The efficacy government investment is also worth our attention. The funds used for government investment are the funds allocated in the budget, and closely affect every single taxpayer. Therefore, in addition to implementing the policymaking and approval processes for government investment stipulated by the new regulations, there should also be an active effort to improve the mechanism for assessing the effectiveness of government investment. Deliberation by the National People’s Congress, information disclosure, and public participation are all essential. Accountability is also an important safeguard for the proper implementation of the new regulations. The regulations devote more ink to the stipulation of legal liability and corresponding punishments, but there still needs to be seamless linking between the various ministries in terms of responsibility for managing government investment. In particular, the relationship between the National Development and Reform Commission and the Ministry of Finance needs to be further clarified.
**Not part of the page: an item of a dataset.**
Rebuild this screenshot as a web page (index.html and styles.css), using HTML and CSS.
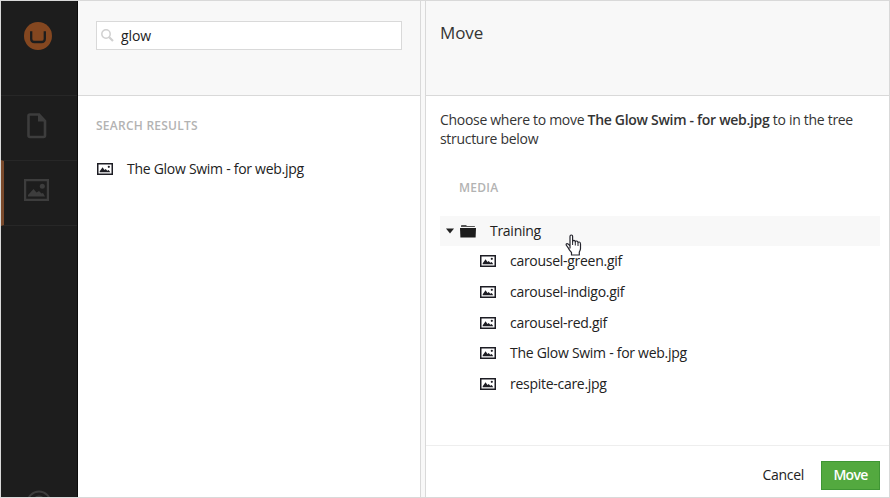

Investment is a major instrument of government power. Through the new regulations, the government is setting rules for itself — the sincerity of this action is tangible and deserves recognition. However, we must guard against cutting corners during implementation, which will involve different departments on different levels. Some scholars have already suggested the passing of a Government Investment Law as soon as possible. This is a suggestion worth paying attention to. Now that the latest regulations have been released after an 18-year ordeal, the public hopes that effective implementation can hasten the process of extending rule of law into the field of government investment.